• **Problem requirements**:
Check each line of the entries below for the string "React"; copy every line where it appears.

• **Dataset records**:
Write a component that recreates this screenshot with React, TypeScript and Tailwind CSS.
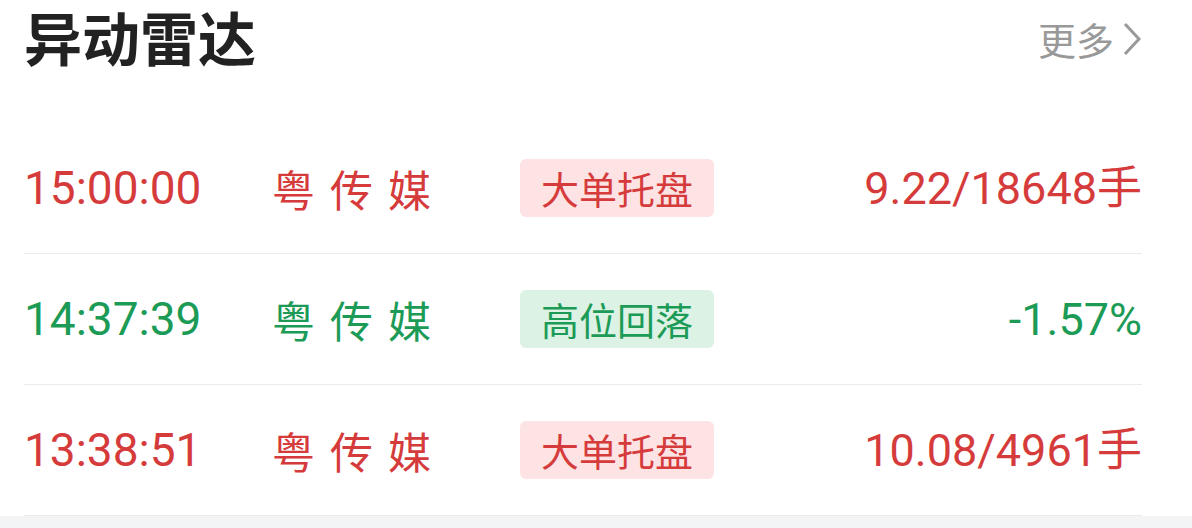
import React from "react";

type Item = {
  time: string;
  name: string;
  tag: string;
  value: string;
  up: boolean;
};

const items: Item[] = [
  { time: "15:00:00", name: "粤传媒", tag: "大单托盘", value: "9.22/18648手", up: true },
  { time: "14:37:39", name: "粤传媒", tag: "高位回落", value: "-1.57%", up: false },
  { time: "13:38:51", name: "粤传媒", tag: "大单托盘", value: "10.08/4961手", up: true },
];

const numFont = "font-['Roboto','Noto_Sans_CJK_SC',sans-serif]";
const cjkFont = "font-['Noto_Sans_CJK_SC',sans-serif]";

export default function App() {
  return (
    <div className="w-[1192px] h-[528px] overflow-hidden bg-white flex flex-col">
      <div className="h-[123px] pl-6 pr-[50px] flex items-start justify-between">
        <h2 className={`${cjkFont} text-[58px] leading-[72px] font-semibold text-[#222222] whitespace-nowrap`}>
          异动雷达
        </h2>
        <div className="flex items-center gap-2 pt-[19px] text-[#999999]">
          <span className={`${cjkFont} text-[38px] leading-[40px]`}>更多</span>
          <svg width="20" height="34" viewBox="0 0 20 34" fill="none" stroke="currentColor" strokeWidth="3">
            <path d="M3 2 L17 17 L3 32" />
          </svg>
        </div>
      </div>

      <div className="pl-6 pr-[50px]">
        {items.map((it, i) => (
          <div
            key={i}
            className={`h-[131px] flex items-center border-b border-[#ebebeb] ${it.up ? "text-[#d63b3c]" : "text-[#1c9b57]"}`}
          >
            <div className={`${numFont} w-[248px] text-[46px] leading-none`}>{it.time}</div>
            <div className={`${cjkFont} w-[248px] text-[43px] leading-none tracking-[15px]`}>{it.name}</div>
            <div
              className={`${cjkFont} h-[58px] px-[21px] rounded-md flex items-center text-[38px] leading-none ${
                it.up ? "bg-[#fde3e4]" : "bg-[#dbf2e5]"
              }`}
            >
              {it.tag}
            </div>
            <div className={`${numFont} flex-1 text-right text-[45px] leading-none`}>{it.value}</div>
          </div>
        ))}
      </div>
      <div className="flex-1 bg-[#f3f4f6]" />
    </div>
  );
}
--
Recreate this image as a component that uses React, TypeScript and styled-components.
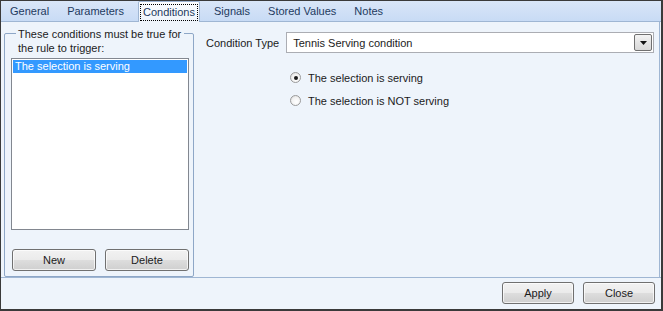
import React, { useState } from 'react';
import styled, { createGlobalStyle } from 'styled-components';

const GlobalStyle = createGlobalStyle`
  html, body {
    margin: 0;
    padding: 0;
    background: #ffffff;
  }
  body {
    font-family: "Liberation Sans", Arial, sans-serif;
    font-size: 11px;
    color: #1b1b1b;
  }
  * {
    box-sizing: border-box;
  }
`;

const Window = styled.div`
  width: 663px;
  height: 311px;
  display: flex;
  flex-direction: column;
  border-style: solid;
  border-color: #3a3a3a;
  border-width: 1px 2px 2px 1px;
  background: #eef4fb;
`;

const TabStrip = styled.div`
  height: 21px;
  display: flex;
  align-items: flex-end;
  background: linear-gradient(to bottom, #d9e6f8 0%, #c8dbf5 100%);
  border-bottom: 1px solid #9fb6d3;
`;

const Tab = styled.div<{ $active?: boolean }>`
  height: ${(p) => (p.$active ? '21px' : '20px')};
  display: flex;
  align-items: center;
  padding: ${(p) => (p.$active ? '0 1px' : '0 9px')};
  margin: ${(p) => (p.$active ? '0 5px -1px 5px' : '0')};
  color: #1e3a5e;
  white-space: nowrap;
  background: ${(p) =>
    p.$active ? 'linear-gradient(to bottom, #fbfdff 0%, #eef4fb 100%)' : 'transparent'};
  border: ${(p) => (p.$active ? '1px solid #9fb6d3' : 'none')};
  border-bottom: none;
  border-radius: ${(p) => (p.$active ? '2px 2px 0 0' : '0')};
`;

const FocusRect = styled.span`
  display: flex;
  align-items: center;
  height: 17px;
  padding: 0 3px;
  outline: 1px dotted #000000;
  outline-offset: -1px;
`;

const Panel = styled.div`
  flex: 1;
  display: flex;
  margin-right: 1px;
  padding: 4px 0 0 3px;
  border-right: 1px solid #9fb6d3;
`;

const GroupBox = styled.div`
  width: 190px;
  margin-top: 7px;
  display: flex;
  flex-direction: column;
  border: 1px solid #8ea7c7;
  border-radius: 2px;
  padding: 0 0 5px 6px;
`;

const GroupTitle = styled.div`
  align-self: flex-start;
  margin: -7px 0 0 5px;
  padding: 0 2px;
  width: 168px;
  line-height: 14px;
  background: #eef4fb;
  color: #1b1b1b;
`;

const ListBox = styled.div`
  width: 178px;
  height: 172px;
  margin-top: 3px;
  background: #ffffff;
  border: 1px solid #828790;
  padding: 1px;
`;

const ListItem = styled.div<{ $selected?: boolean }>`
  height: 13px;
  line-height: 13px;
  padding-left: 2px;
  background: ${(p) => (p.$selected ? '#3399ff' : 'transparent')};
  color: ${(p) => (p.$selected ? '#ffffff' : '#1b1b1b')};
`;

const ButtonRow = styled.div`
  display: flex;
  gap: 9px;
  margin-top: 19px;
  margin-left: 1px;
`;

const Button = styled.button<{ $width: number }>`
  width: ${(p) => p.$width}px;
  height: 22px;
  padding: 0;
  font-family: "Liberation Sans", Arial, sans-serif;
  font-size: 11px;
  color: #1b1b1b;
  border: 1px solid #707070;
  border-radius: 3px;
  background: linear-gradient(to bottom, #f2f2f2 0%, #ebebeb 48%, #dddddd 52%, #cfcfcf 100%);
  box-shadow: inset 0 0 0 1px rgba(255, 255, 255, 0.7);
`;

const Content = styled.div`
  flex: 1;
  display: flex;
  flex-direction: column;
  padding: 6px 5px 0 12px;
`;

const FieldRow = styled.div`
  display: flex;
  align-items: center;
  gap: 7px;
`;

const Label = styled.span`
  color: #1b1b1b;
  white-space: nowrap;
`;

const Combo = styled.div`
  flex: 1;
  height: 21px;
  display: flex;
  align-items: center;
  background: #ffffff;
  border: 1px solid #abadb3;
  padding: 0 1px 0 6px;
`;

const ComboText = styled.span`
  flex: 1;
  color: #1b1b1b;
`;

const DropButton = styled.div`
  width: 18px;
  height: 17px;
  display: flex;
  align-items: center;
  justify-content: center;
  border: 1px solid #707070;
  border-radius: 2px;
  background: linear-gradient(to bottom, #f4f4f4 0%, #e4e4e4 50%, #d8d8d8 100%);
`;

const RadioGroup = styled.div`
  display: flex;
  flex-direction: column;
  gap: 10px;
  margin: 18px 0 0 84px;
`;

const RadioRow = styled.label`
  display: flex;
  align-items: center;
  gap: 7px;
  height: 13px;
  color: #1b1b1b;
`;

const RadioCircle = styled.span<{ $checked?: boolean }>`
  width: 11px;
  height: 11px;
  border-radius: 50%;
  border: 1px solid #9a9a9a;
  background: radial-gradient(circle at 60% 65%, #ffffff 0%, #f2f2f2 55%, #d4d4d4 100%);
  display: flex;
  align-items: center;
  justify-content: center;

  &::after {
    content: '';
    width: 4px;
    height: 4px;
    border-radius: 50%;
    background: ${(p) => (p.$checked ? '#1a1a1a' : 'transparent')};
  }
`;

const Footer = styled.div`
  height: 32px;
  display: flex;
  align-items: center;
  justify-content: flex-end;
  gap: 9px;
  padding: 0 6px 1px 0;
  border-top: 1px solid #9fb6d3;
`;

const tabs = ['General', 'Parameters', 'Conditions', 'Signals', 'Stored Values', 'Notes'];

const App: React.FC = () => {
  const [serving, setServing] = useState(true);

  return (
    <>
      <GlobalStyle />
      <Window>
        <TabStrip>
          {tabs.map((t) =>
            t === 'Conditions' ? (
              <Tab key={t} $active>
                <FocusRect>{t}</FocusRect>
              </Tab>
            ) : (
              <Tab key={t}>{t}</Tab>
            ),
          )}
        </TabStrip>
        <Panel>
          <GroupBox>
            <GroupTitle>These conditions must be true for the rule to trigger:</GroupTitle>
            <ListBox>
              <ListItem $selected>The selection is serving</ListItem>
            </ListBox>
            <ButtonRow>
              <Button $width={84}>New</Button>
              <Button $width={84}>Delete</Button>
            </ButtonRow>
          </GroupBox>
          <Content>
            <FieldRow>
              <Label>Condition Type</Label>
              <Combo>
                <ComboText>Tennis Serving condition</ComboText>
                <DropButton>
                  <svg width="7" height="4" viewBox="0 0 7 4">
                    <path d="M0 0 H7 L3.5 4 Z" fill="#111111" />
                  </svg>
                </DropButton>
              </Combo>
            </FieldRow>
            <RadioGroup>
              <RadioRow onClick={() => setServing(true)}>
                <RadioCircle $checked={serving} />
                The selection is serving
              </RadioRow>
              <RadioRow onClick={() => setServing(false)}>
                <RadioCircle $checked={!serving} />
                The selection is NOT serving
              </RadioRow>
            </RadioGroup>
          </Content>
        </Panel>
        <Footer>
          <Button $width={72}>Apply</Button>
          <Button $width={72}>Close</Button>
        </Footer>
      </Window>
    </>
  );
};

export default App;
...
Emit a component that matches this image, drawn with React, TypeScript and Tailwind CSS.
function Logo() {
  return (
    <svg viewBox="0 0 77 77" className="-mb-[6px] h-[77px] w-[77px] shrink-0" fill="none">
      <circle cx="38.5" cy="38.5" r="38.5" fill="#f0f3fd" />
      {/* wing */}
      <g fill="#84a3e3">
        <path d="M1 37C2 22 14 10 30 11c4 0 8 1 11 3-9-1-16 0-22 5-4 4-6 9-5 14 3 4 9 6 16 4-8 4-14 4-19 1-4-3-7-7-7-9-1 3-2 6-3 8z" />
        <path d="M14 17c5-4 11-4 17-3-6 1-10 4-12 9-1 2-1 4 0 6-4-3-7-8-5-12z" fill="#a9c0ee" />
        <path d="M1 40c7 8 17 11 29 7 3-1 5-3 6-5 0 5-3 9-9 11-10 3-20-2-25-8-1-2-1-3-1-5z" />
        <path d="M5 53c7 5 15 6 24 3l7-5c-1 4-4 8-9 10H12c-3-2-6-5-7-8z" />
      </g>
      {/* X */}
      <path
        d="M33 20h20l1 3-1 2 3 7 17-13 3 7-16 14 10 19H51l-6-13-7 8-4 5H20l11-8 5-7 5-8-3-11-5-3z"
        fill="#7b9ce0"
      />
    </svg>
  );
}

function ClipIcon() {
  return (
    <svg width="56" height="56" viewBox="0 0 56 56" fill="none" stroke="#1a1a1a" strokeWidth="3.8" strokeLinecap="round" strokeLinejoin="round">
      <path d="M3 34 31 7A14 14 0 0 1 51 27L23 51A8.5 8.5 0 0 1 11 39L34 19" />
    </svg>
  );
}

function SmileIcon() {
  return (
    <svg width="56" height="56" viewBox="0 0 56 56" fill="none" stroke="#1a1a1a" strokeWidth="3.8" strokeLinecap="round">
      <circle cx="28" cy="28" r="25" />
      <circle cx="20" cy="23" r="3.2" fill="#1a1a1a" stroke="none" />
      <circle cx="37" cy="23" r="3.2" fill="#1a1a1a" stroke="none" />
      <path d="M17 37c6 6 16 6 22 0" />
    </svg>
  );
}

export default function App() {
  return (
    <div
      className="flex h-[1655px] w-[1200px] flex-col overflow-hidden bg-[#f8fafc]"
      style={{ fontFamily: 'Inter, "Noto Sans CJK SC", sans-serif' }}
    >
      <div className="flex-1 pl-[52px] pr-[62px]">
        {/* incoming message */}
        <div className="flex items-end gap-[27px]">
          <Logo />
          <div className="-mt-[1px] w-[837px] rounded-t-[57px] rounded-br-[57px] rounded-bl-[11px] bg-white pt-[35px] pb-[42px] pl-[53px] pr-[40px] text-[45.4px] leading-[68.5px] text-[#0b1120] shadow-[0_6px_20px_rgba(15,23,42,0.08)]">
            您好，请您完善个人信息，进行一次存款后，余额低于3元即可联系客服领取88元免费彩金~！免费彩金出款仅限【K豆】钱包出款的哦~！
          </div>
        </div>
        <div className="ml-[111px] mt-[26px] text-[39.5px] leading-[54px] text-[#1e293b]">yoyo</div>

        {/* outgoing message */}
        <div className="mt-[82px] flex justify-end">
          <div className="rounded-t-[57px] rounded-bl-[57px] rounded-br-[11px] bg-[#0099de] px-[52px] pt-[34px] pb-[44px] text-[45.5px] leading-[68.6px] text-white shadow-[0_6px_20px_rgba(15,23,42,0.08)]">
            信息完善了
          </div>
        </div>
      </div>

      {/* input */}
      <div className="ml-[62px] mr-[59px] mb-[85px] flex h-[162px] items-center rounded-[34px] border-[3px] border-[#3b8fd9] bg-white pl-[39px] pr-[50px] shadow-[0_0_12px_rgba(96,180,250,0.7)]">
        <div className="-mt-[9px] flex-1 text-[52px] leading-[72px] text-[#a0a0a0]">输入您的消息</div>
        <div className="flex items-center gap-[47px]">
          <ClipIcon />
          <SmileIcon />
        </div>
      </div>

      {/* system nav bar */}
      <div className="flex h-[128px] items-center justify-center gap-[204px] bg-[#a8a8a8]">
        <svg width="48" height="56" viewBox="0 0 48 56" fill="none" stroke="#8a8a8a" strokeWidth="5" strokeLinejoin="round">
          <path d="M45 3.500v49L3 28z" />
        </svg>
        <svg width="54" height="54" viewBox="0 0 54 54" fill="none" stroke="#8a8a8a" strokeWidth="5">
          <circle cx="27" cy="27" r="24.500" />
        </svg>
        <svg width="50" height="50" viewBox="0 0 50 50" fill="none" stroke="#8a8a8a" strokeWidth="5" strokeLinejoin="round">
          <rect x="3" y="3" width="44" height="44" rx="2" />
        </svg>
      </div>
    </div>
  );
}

• **Task answer**:
Write a component that recreates this screenshot with React, TypeScript and Tailwind CSS.
import React from "react";
Recreate this image as a component that uses React, TypeScript and styled-components.
import React, { useState } from 'react';
const App: React.FC = () => {
Emit a component that matches this image, drawn with React, TypeScript and Tailwind CSS.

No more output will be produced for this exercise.